Pueden serlo, pero no siempre. Hay drogas que producen conciencia, reflexión, incluso expansión de la percepción. La historia de la humanidad está llena de relatos sobre ese papel. El problema es cuando la vida está vacía de sentido; en ese caso, la droga sí se convierte en pura evasión y olvido. Pero si encontramos propósito en la vida cotidiana, entonces también lo que ocurre el fin de semana, las fiestas o el desborde adquieren un sentido mayor.
Si habláramos con alguien poco habituado a leer o a pensar en las alternativas de la filosofía, las artes o el silencio que requiere la lectura, quizá diría que su “propósito” no se cruza con eso, que lo que quiere es comprarse una casa, un carro o tener dinero. Y sí, trabajamos para eso. Pero mientras escuchaba su charla y leía a Byung-Chul Han, pensaba: ¿realmente acumular algo más puede dar sentido a la existencia, o es solo una ilusión? ¿Esos son “propósitos legítimos” para la plenitud?

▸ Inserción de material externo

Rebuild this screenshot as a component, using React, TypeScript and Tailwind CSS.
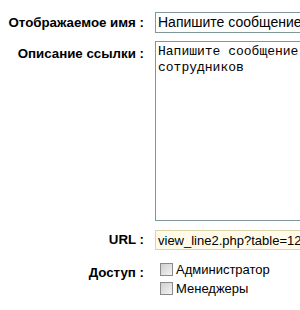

Creo que es difícil sostenerlo, porque cuando asociamos la felicidad a la adquisición de algo —una casa, un carro—, casi siempre es una ilusión. La felicidad está más en el deseo que en la posesión. Si logramos todo lo que deseamos, corremos el riesgo de vaciarnos. Por eso inventamos nuevos deseos: una casa no basta porque hay otra mejor, un carro no basta porque sale un modelo nuevo. Siempre queremos algo más. Si no somos capaces de encontrar alegría y plenitud en el deseo mismo, antes de la adquisición, nunca llegaremos a una verdadera satisfacción. La plenitud total, si llegara, sería más desesperante y vacía de lo que imaginamos. Lo que realmente nos mueve, lo que trae felicidad, es el deseo, no su cumplimiento absoluto.